Toward a Unified HPC and Big Data Runtime

Published in STREAM, 2015

The landscape of high performance computing (HPC) has radically changed over the past decade as the community has well surpassed Petascale performance and aims for Exascale. In this effort, chip fabrication and hardware architects have been directly challenged by the fundamentals of physics of chip manufacturing. The effects of these challenges have extended beyond the underlying hardware requiring the attention of the entire stack. As the fight for raw performance continues, a new field in computing has emerged. Big Data Analytics has been heralded as the fourth paradigm of science by turning enormous volumes of data into actionable knowledge. Big Data’s influence spans various interests including, commercial, political, and scientific fields.

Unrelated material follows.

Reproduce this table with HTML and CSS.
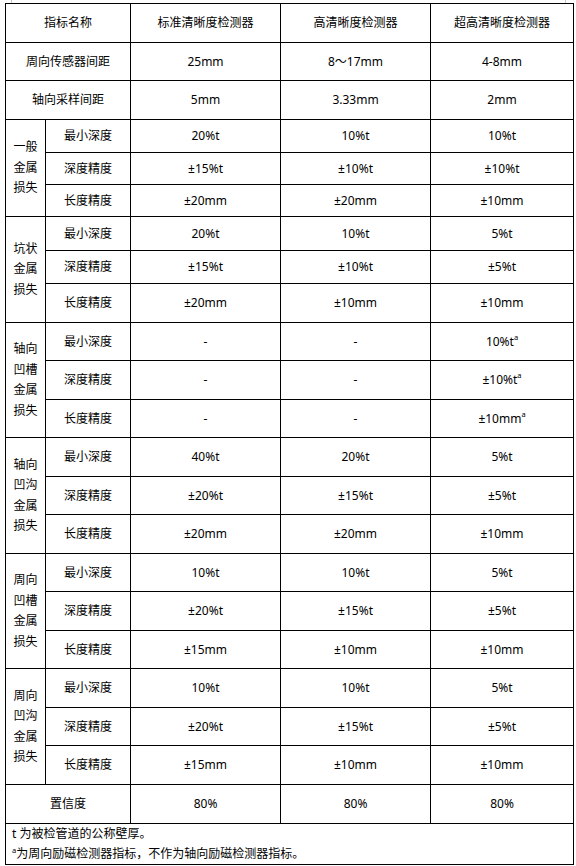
FILE: index.html
```html
<!DOCTYPE html>
<html lang="zh-CN">
<head>
<meta charset="utf-8">
<title>检测器指标</title>
<link rel="stylesheet" href="styles.css">
</head>
<body>
<div class="crop-marks"></div>
<table class="spec">
  <colgroup>
    <col class="c-cat"><col class="c-sub"><col class="c-val"><col class="c-val"><col class="c-last">
  </colgroup>
  <tr class="h39">
    <td colspan="2">指标名称</td><td>标准清晰度检测器</td><td>高清晰度检测器</td><td>超高清晰度检测器</td>
  </tr>
  <tr class="h38">
    <td colspan="2">周向传感器间距</td><td>25mm</td><td>8～17mm</td><td>4-8mm</td>
  </tr>
  <tr class="h39">
    <td colspan="2">轴向采样间距</td><td>5mm</td><td>3.33mm</td><td>2mm</td>
  </tr>

  <tr class="h33">
    <td rowspan="3" class="cat">一般<br>金属<br>损失</td><td>最小深度</td><td>20%t</td><td>10%t</td><td>10%t</td>
  </tr>
  <tr class="h32"><td>深度精度</td><td>±15%t</td><td>±10%t</td><td>±10%t</td></tr>
  <tr class="h32"><td>长度精度</td><td>±20mm</td><td>±20mm</td><td>±10mm</td></tr>

  <tr class="h34">
    <td rowspan="3" class="cat">坑状<br>金属<br>损失</td><td>最小深度</td><td>20%t</td><td>10%t</td><td>5%t</td>
  </tr>
  <tr class="h33"><td>深度精度</td><td>±15%t</td><td>±10%t</td><td>±5%t</td></tr>
  <tr class="h39"><td>长度精度</td><td>±20mm</td><td>±10mm</td><td>±10mm</td></tr>

  <tr class="h38">
    <td rowspan="3" class="cat">轴向<br>凹槽<br>金属<br>损失</td><td>最小深度</td><td>-</td><td>-</td><td>10%t<sup class="sup">a</sup></td>
  </tr>
  <tr class="h39"><td>深度精度</td><td>-</td><td>-</td><td>±10%t<sup class="sup">a</sup></td></tr>
  <tr class="h38"><td>长度精度</td><td>-</td><td>-</td><td>±10mm<sup class="sup">a</sup></td></tr>

  <tr class="h39">
    <td rowspan="3" class="cat">轴向<br>凹沟<br>金属<br>损失</td><td>最小深度</td><td>40%t</td><td>20%t</td><td>5%t</td>
  </tr>
  <tr class="h38"><td>深度精度</td><td>±20%t</td><td>±15%t</td><td>±5%t</td></tr>
  <tr class="h39"><td>长度精度</td><td>±20mm</td><td>±20mm</td><td>±10mm</td></tr>

  <tr class="h38">
    <td rowspan="3" class="cat">周向<br>凹槽<br>金属<br>损失</td><td>最小深度</td><td>10%t</td><td>10%t</td><td>5%t</td>
  </tr>
  <tr class="h39"><td>深度精度</td><td>±20%t</td><td>±15%t</td><td>±5%t</td></tr>
  <tr class="h38"><td>长度精度</td><td>±15mm</td><td>±10mm</td><td>±10mm</td></tr>

  <tr class="h39">
    <td rowspan="3" class="cat">周向<br>凹沟<br>金属<br>损失</td><td>最小深度</td><td>10%t</td><td>10%t</td><td>5%t</td>
  </tr>
  <tr class="h38"><td>深度精度</td><td>±20%t</td><td>±15%t</td><td>±5%t</td></tr>
  <tr class="h39"><td>长度精度</td><td>±15mm</td><td>±10mm</td><td>±10mm</td></tr>

  <tr class="h39">
    <td colspan="2">置信度</td><td>80%</td><td>80%</td><td>80%</td>
  </tr>
  <tr class="h40">
    <td colspan="5" class="notes">
      <div class="note">t 为被检管道的公称壁厚。</div>
      <div class="note"><sup class="sup">a</sup>为周向励磁检测器指标，不作为轴向励磁检测器指标。</div>
    </td>
  </tr>
</table>
</body>
</html>
```

FILE: styles.css
```css
html, body {
  margin: 0;
  padding: 0;
  background: #fff;
}
body {
  font-family: "Noto Sans", "Noto Sans CJK SC", sans-serif;
  font-size: 12px;
  color: #000;
}
.crop-marks {
  height: 3px;
  margin-left: 11px;
  margin-right: 10px;
  border-left: 1px solid #c8c8c8;
  border-right: 1px solid #c8c8c8;
}
.spec {
  margin-left: 5px;
  width: 569px;
  border-collapse: collapse;
  table-layout: fixed;
}
.c-cat { width: 40px; }
.c-sub { width: 85px; }
.c-val { width: 150px; }
.c-last { width: 143px; }
.spec td {
  border: 1px solid #000;
  padding: 0 4px;
  text-align: center;
  vertical-align: middle;
  line-height: 16px;
  white-space: nowrap;
}
.spec td.cat {
  line-height: 20.5px;
  padding: 0;
}
.h32 { height: 32px; }
.h33 { height: 33px; }
.h34 { height: 34px; }
.h38 { height: 38px; }
.h39 { height: 39px; }
.h40 { height: 40px; }
.sup {
  font-size: 7.5px;
  line-height: 0;
  vertical-align: 6px;
}
.spec td.notes {
  text-align: left;
  padding: 0 6px;
  line-height: 20px;
}
.note .sup {
  vertical-align: 5px;
}
```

While HPC and Big Data seem to approach knowledge discovery from two disparate angles, the technical challenges they face place them on a converging path. Both are required to address scalability, data movement, energy efficiency, and resiliency in large computing systems. Furthermore, in future systems, the copious parallelism will be capable of overwhelming the I/O. This makes the previous methodology of performing scientific simulations and then analyzing the results post mortem unreasonable, giving rise to in-situ analytic techniques.

From a HPC perspective, fine-grain event driven execution models have been proposed as a flexible and efficient model to utilize the underlying hardware. We propose extending a fine-grain execution model to support Big Data techniques as a method to efficiently utilize Exascale resources and as means to join scientific simulation and its analysis overcoming hardware limits (such as limited I/O bandwidth) and reducing the overall time to knowledge discovery.